Justice Breyer returned to his earlier question: Why doesn’t it also fit the but-for test? I mean, you know, if he hadn’t been black, they would have rented it to him.”
Yet Justice Gorsuch queried, “Wouldn’t the very hypothetical you’ve given us satisfy the but-for test? There are two contributing causes. They’re both but-for causes. And under traditional tort principles, why wouldn’t that be exactly the sort of case that would survive a 12(b)(6) motion?”

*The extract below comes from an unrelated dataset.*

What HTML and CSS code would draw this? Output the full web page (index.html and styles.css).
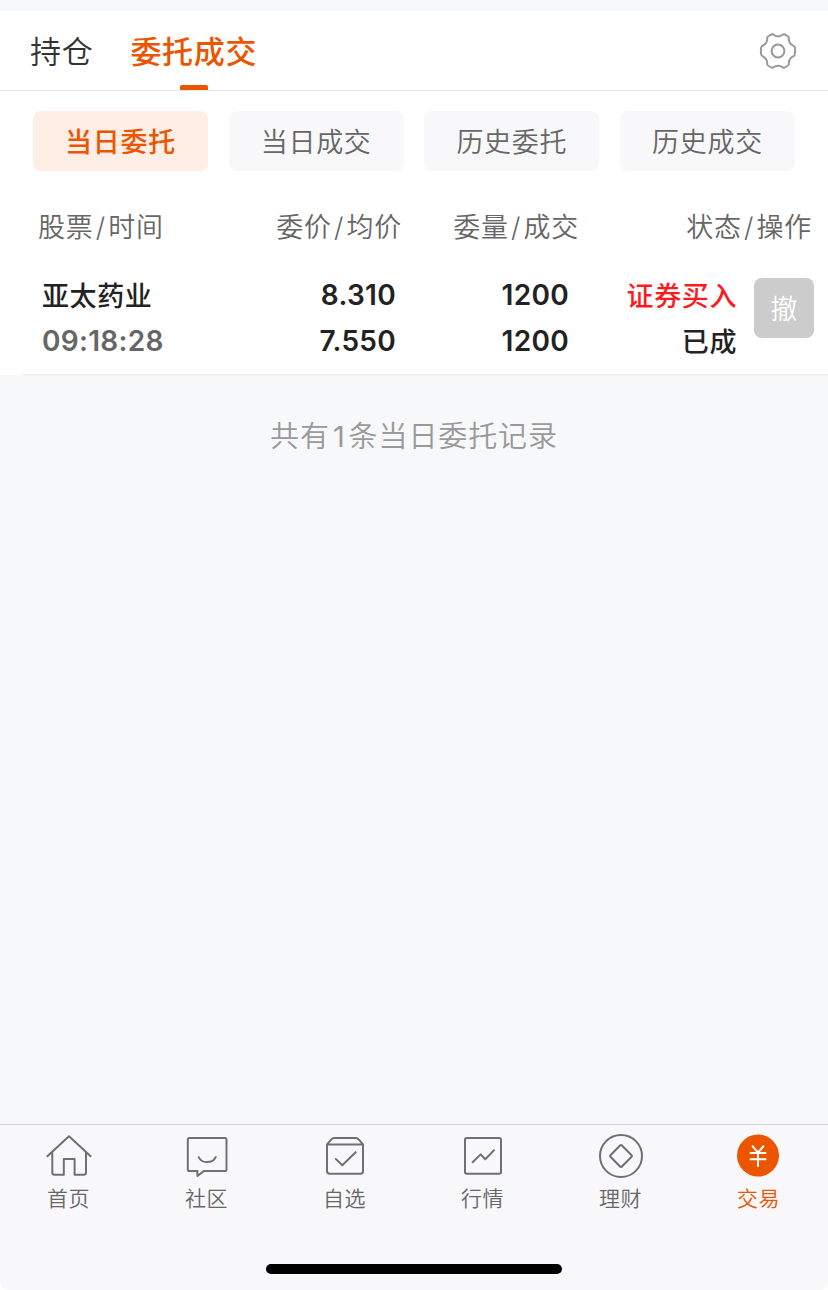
FILE: index.html
```html
<!DOCTYPE html>
<html lang="zh-CN">
<head>
<meta charset="utf-8">
<title>委托成交</title>
<link rel="stylesheet" href="styles.css">
</head>
<body>
<div class="screen">
  <header class="topbar">
    <nav class="tabs">
      <span class="tab">持仓</span>
      <span class="tab tab-active">委托成交</span>
    </nav>
    <svg class="gear" viewBox="0 0 40 40" width="40" height="40">
      <path d="M14.2 3.1L12.6 3.9Q9.4 5.5 9.2 6.4C9.6 10.4 7.5 13.6 4 15.2C2.4 16 2.6 24 4 24.8C7.5 26.4 9.6 29.6 9.2 33.6Q9.4 34.5 13.7 36.6Q14.7 37 15.5 36.2C18 34.1 22 34.1 24.5 36.2Q25.3 37 26.3 36.6Q30.6 34.5 30.8 33.6C30.4 29.6 32.5 26.4 36 24.8C37.4 24 37.6 16 36 15.2C32.5 13.6 30.4 10.4 30.8 6.4Q30.6 5.5 26.3 3.4Q25.3 3 24.5 3.8C22 5.9 18 5.9 15.5 3.8Q14.9 3 14.2 3.1Z"/>
      <circle cx="20" cy="20" r="6.4"/>
    </svg>
  </header>

  <main class="orders">
    <div class="filters">
      <span class="filter filter-active">当日委托</span>
      <span class="filter">当日成交</span>
      <span class="filter">历史委托</span>
      <span class="filter">历史成交</span>
    </div>
    <div class="heads">
      <span>股票<i>/</i>时间</span>
      <span>委价<i>/</i>均价</span>
      <span>委量<i>/</i>成交</span>
      <span>状态<i>/</i>操作</span>
    </div>
    <div class="order">
      <div class="cell"><span>亚太药业</span><span class="num time">09:18:28</span></div>
      <div class="cell"><span class="num">8.310</span><span class="num">7.550</span></div>
      <div class="cell"><span class="num">1200</span><span class="num">1200</span></div>
      <div class="cell"><span class="buy">证券买入</span><span>已成</span></div>
      <span class="cancel">撤</span>
    </div>
  </main>

  <p class="summary">共有<span class="count">1</span>条当日委托记录</p>

  <footer class="bottom">
    <nav class="nav">
      <div class="item">
        <svg viewBox="0 0 48 46" width="48" height="46"><path d="M1.8 23.8L24 3.3L46.2 23.8M7.3 19.5V39.5Q7.3 41.7 9.5 41.7H18.8V26H29.6V41.7H38.8Q41 41.7 41 39.5V19.5"/></svg>
        <span>首页</span>
      </div>
      <div class="item">
        <svg viewBox="0 0 48 46" width="48" height="46"><path d="M6.4 4.9H41.6Q43.5 4.9 43.5 6.8V36.2Q43.5 38.1 41.6 38.1H20.8L14.4 43V38.1H6.4Q4.8 38.1 4.8 36.2V6.8Q4.8 4.9 6.4 4.9Z"/><path d="M15.4 23.5C18.2 31 29.8 31 33.1 23.3"/></svg>
        <span>社区</span>
      </div>
      <div class="item">
        <svg viewBox="0 0 48 46" width="48" height="46"><path d="M6 11.4L10.4 6.3Q11.5 4.9 13 4.9H35Q36.5 4.9 37.6 6.3L42 11.4V38Q42 40.8 39.5 40.8H8.5Q6 40.8 6 38ZM6 11.4H42M14.2 25.4L21.3 32.3L35.2 18.8"/></svg>
        <span>自选</span>
      </div>
      <div class="item">
        <svg viewBox="0 0 48 46" width="48" height="46"><rect x="6" y="4.9" width="36" height="35.9" rx="1.8"/><path d="M13 29.7L21.7 21.4L26.3 26.3L35.6 16.6"/></svg>
        <span>行情</span>
      </div>
      <div class="item">
        <svg viewBox="0 0 48 46" width="48" height="46"><circle cx="24" cy="23" r="21"/><path d="M23.3 12.3Q24 11.6 24.7 12.3L34.6 22.3Q35.3 23 34.6 23.7L24.7 33.7Q24 34.4 23.3 33.7L13.4 23.7Q12.7 23 13.4 22.3Z"/></svg>
        <span>理财</span>
      </div>
      <div class="item item-active">
        <svg viewBox="1 0 48 46" width="48" height="46"><circle class="coin" cx="24" cy="22.5" r="21"/><path class="yen" d="M18.1 12.7L24 19.7L29.9 12.7M15.7 20H32.3M15.7 26.2H32.3M24 19.7V33.7"/></svg>
        <span>交易</span>
      </div>
    </nav>
    <div class="home-bar"></div>
  </footer>
</div>
</body>
</html>
```
FILE: styles.css
```css
body {
  margin: 0;
  background: #fff;
  font-family: "Noto Sans CJK SC", sans-serif;
}

.screen {
  box-sizing: border-box;
  display: flex;
  flex-direction: column;
  width: 828px;
  height: 1290px;
  padding-top: 11px;
  overflow: hidden;
  border-radius: 0 0 9px 9px;
  background: #f7f8fa;
  color: #666;
  font-weight: 350;
}

svg {
  fill: none;
  stroke: #707072;
  stroke-width: 2;
  stroke-linejoin: round;
}

.topbar {
  box-sizing: border-box;
  display: flex;
  justify-content: space-between;
  height: 80px;
  padding: 0 30px;
  border-bottom: 1px solid #ebebeb;
  background: #fff;
}

.tabs {
  display: flex;
  gap: 37px;
  font-size: 31px;
  line-height: 78px;
  letter-spacing: 0.7px;
  color: #333;
}

.tab-active {
  display: flex;
  flex-direction: column;
  align-items: center;
  font-weight: 500;
  color: #eb5500;
}

.tab-active::after {
  content: "";
  width: 28px;
  height: 5px;
  margin-top: -4px;
  border-radius: 2px 2px 0 0;
  background: #eb5500;
}

.gear {
  margin: 20px 0 0;
  stroke: #999;
}

.orders {
  height: 284px;
  background: #fff;
}

.filters {
  display: flex;
  justify-content: space-between;
  padding: 20px 33px 0;
}

.filter {
  width: 175px;
  height: 60px;
  border-radius: 8px;
  background: #f8f8fa;
  font-size: 27px;
  line-height: 59px;
  letter-spacing: 0.7px;
  text-align: center;
}

.filter-active {
  background: #feeee5;
  color: #eb5500;
  font-weight: 500;
}

.heads {
  display: grid;
  grid-template-columns: 187px 177px 177px 233px;
  padding: 35px 0 0 38px;
  font-size: 27px;
  line-height: 40px;
  letter-spacing: 0.7px;
  text-align: right;
}

.heads i {
  margin: 0 2.4px;
  font-family: Inter, sans-serif;
  font-style: normal;
}

.heads span:first-child {
  text-align: left;
}

.order {
  display: grid;
  grid-template-columns: 178px 176px 173px 168px 60px;
  margin-left: 21px;
  height: 126px;
  padding-left: 21px;
  border-bottom: 1px solid #ebebeb;
  color: #222;
  font-size: 27px;
  font-weight: 500;
  letter-spacing: 0.6px;
}

.orders {
  height: 284px;
}

.cell {
  display: flex;
  flex-direction: column;
  padding-top: 24px;
  line-height: 46px;
  text-align: right;
}

.cell:first-child {
  text-align: left;
}

.num {
  font-family: Inter, sans-serif;
  font-size: 28px;
  font-weight: 600;
  letter-spacing: 0.3px;
}

.time {
  color: #666;
}

.buy {
  color: #fc1c1f;
}

.cancel {
  width: 60px;
  height: 60px;
  margin: 30px 0 0 17px;
  border-radius: 8px;
  background: #ccc;
  color: #fff;
  font-weight: 350;
  line-height: 59px;
  letter-spacing: 0;
  text-align: center;
}

.summary {
  margin: 39px 0 0;
  color: #999;
  font-size: 29px;
  line-height: 40px;
  letter-spacing: 0.9px;
  text-align: center;
}

.count {
  margin: 0 3px;
  font-family: Inter, sans-serif;
  font-weight: 400;
}

.bottom {
  box-sizing: border-box;
  height: 166px;
  margin-top: auto;
  border-top: 1px solid #d2d3d5;
  background: #f8f8fa;
}

.nav {
  display: grid;
  grid-template-columns: repeat(6, 138px);
  height: 139px;
}

.item {
  display: flex;
  flex-direction: column;
  align-items: center;
  padding-top: 8px;
  font-size: 21px;
  line-height: 30px;
  letter-spacing: 0.4px;
}

.item span {
  margin: 3px 1px 0 0;
}

.item-active {
  color: #eb5500;
}

.coin {
  fill: #eb5500;
  stroke: none;
}

.yen {
  stroke: #fff;
}

.home-bar {
  width: 296px;
  height: 10px;
  margin: 0 auto;
  border-radius: 5px;
  background: #000;
}
```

Didn’t you plead but-for causation? By the end of the argument, Chief Justice Roberts was asking, “why have you so strenuously resisted alleging but-for causation?” And Mr. Chemerinsky said that they actually did argue that but-for causation is alleged in the complaint, but “when you focus on the statutory language, when you focus on Congress’s broad remedial purpose, it did not mean to impose a requirement for but-for causation at the pleading or at the prima facie case stage either.”
Different standards for pleading and proof. Justice Kagan then suggested it was “confusing to throw in a different causal standard for the pleading stage as opposed to the ultimate stage. I mean, you’re suggesting that but-for cause is sole cause. But-for cause has never been sole cause. There can be three but-for causes in a case. You know, if you take away each of these three things, the outcome would have been different. But motivating factor is something different. Motivating factor you can take out and the outcome would still be the same.”
In closing, however, Mr. Chemerinsky said “Our view is that there should be enough to allege that race is a motivating factor. The other side says it has to be alleged that race is the but-for cause. When you think of Congress’s broad remedial purposes in 1866, is there a doubt that Congress wanted then to open the door to claims with regard to race discrimination in contracting, not to close that door.”